* YOUR GOAL
Look through the lines below and extract each one that contains "code".

╔══

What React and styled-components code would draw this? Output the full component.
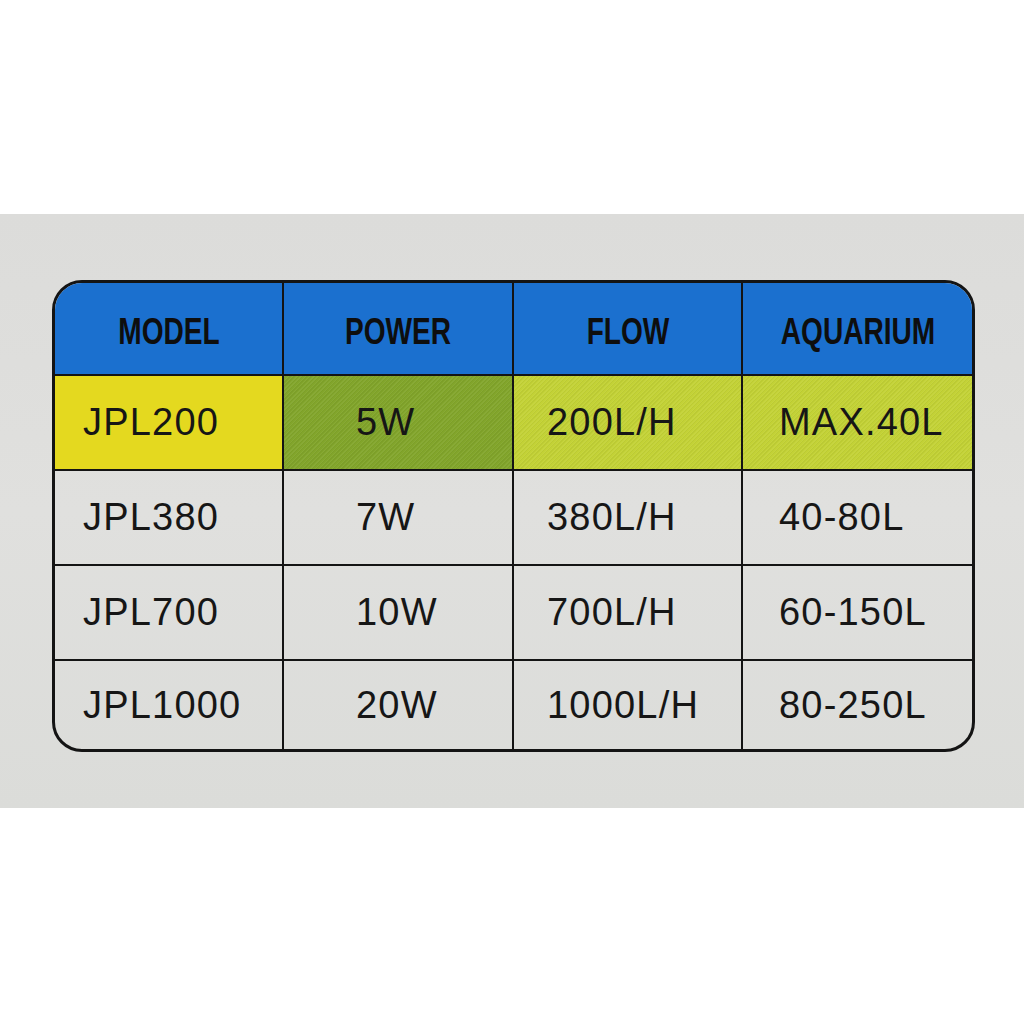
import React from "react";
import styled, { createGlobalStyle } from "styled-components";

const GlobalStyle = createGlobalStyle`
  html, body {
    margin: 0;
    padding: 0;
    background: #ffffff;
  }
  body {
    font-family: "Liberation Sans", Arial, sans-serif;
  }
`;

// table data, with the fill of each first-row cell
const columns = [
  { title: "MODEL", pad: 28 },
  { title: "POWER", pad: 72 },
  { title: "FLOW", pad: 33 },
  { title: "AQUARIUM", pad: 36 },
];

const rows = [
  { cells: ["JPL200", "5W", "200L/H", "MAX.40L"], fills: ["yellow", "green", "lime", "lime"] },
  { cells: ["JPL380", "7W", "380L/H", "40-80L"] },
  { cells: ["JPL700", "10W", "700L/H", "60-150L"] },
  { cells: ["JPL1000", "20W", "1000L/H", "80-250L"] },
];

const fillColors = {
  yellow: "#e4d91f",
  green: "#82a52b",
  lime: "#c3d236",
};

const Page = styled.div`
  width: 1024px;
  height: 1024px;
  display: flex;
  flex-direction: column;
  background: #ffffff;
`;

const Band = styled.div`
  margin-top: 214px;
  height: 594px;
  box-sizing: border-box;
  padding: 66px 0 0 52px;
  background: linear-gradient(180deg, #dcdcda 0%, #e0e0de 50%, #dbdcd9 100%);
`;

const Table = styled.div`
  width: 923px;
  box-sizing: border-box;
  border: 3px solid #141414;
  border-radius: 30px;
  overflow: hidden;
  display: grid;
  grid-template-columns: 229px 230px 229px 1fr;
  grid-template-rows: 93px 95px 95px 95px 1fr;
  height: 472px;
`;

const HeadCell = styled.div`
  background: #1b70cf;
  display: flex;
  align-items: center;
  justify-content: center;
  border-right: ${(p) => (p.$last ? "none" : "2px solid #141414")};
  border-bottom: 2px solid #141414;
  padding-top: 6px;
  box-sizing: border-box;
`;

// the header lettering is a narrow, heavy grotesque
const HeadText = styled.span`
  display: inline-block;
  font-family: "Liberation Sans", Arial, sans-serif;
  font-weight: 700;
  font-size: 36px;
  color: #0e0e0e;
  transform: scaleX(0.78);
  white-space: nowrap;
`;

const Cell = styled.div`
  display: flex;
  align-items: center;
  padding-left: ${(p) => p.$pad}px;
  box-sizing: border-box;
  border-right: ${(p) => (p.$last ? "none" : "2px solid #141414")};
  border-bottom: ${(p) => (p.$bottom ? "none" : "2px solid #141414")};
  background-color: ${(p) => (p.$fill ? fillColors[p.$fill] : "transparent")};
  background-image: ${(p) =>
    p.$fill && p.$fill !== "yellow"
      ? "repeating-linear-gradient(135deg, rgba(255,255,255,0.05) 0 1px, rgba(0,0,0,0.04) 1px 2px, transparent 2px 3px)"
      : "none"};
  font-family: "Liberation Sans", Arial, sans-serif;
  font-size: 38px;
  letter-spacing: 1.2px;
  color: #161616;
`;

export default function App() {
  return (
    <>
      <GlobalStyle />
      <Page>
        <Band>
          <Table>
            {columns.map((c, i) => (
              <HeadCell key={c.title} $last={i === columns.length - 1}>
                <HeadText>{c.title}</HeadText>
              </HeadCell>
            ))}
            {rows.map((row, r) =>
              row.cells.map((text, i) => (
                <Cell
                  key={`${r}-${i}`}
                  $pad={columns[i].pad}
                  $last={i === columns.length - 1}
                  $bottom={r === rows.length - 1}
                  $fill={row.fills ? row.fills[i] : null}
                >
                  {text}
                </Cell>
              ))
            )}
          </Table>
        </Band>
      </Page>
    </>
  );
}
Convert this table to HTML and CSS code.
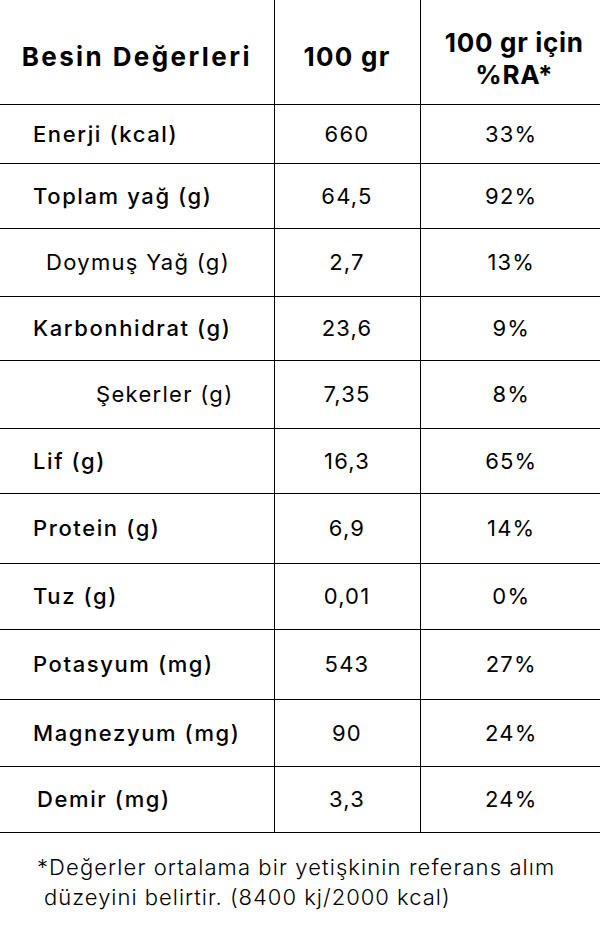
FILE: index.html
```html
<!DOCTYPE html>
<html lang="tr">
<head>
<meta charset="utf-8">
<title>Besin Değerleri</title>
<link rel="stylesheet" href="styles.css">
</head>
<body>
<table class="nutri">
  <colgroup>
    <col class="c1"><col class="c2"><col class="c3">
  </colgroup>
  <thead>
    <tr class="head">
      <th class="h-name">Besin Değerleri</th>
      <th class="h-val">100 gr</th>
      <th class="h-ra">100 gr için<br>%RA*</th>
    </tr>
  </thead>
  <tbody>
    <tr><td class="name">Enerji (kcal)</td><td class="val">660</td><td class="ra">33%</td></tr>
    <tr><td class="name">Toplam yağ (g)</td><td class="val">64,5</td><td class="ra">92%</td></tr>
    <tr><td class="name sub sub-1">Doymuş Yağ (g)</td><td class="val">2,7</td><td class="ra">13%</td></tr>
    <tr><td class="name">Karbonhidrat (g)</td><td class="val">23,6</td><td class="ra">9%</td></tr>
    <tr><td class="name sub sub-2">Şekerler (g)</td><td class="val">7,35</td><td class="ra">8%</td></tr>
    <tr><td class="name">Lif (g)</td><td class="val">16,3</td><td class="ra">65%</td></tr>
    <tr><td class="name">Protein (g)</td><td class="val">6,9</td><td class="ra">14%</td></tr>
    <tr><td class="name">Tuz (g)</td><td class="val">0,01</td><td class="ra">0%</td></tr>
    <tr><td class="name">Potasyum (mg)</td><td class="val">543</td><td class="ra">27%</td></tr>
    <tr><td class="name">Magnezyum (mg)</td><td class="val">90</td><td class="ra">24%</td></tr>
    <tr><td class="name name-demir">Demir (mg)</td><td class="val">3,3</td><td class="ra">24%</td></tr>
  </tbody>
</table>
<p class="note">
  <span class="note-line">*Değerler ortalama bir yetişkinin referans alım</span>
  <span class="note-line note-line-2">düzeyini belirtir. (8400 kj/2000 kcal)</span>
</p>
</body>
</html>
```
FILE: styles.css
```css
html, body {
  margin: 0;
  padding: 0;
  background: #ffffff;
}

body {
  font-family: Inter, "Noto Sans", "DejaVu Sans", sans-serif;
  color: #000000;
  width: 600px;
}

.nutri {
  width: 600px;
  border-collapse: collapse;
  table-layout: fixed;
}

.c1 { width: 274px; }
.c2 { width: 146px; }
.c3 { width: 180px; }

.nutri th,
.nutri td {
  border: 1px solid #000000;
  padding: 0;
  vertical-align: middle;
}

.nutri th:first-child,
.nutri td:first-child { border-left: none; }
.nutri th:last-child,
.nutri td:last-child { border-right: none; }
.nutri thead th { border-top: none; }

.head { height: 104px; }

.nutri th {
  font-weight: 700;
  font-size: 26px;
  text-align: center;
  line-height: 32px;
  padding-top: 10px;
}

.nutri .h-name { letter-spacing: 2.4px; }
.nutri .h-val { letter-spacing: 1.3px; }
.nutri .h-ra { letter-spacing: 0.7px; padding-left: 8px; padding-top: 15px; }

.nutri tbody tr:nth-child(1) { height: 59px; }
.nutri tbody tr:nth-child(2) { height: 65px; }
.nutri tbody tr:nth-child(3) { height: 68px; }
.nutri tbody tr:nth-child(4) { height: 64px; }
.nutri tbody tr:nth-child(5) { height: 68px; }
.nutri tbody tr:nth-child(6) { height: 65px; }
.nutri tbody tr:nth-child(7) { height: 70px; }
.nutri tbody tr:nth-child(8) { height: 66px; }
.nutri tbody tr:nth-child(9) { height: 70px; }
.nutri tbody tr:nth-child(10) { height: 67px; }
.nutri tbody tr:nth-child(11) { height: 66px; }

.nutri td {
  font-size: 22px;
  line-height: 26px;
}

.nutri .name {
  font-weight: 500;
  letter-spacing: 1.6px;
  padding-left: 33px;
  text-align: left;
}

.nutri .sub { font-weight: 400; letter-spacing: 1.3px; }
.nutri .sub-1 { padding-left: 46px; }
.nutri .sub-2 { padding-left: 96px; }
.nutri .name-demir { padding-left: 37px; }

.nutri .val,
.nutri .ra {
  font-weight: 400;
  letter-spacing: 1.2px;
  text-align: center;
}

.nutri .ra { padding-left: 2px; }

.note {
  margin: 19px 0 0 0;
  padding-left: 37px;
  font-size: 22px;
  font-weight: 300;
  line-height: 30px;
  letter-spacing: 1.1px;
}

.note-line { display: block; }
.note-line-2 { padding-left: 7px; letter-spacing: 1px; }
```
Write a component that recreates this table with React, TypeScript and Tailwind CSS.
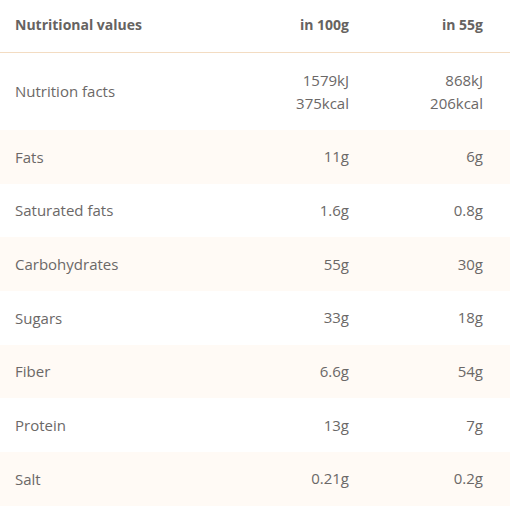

╚══

* OUTPUT FOR THIS TASK
What React and styled-components code would draw this? Output the full component.
Convert this table to HTML and CSS code.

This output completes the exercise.